En fait de camp retranché, d'Etat dans l'Etat promis par Achard et l'O.A.S., Bab-el-Oued n'était plus qu'un quartier dévasté par la guerre civile où hommes et femmes, abattus, désespérés, pleuraient leurs morts et le fol espoir perdu. Pour la première fois ils se sentirent réellement abandonnés. Brutalement, le voile s'était déchiré. Tous les mots d'ordre, toutes les images factices, tous les slogans qu'on leur avait jetés en pâture pour masquer la réalité tombaient en poussière.

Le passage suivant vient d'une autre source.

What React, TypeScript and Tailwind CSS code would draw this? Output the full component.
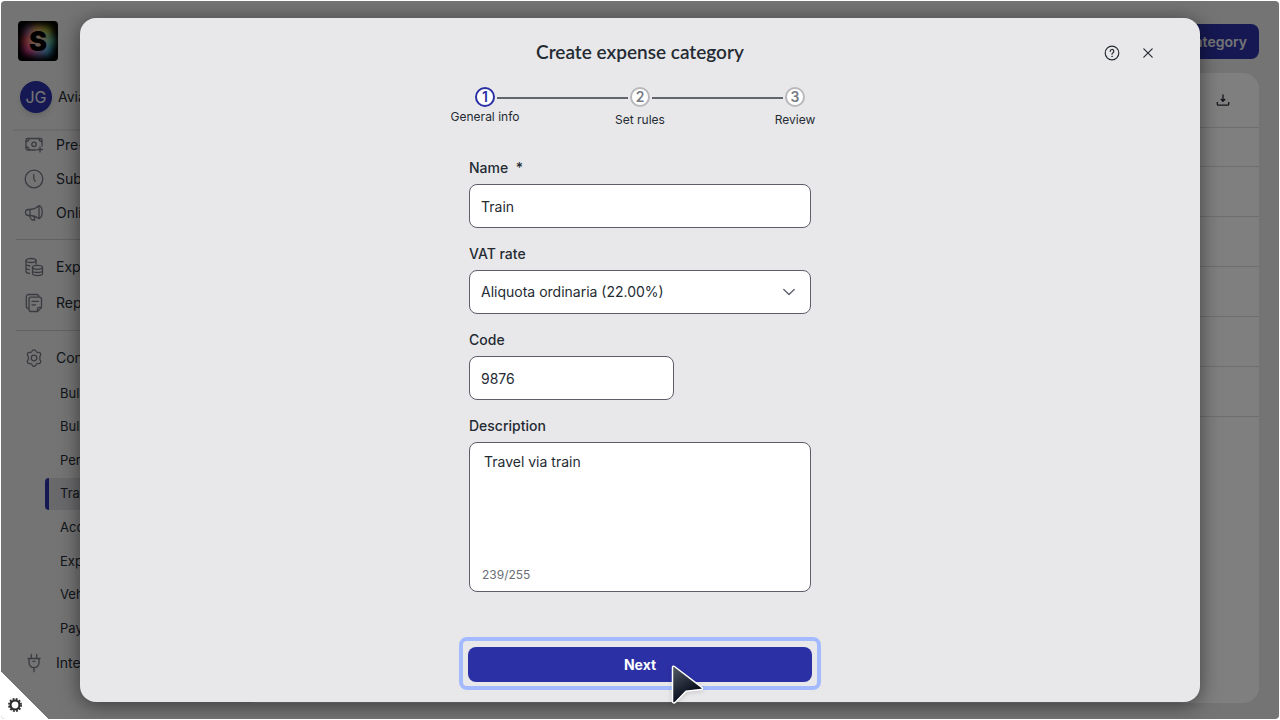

« Nos - frères - musulmans - qui - suivraient - le - plus - fort » étaient là à deux pas, dans la casbah, masse hostile qui entendait elle aussi faire payer ses morts, venger ses fatmas étranglées, ses ouvriers lynchés, ses marchands des quatre-saisons poignardés.
« L'armé-qui-ne-nous-quitterait-jamais » n'existait plus. Envolés, la 10' D.P. et ses paras, la légion et ses bérets verts ! Ne restait qu'une armée inconnue à laquelle on avait voulu comme jadis imposer sa loi. Mais cette armée nouvelle avait changé. Elle ne tolérait pas que l'on tue les siens. Elle n'hésitait plus à intervenir.

Prompt à l'enthousiasme, Bab-el-Oued ne l'était pas moins au découragement. Ses habitants s'y plongèrent avec une sorte de frénésie. Personne ne trouva grâce à ses yeux. Pas même l'O.A.S. Les Jésus, les tueurs de Jacques Achard, on les avait aperçus au début. Et puis après, pfuitt'... envolés. Les Salan, les Susini, tous les colonels qu'on aimait tant, vous les avez vus, pendant la bataille ?
Bab-el-Oued, le centre de la résistance, la ville était brisé. Définitivement. Devant la réalité, les rodomontades d'hier paraissaient bien vaines. On ne le disait pas mais on le pensait. Les Français d'Algérie n'étaient pas faits pour la guerre civile. Sur les 674 revolvers et fusils de guerre saisis, peu..., bien peu, avaient servi. Presque pas ! On avait trouvé des grenades par centaines. Intactes.
Faute d'avoir su s'entendre avec les musulmans et de construire l'avenir avec eux, il fallait penser à partir. Le ressort était cassé. Jamais plus on ne pourrait le remonter. Du sommet de l'excitation activiste Bab-el-Oued passa à l'apathie. Le « coeur d'Alger » ne battait plus à l'unisson de l'O.A.S. Hernandez était démobilisé.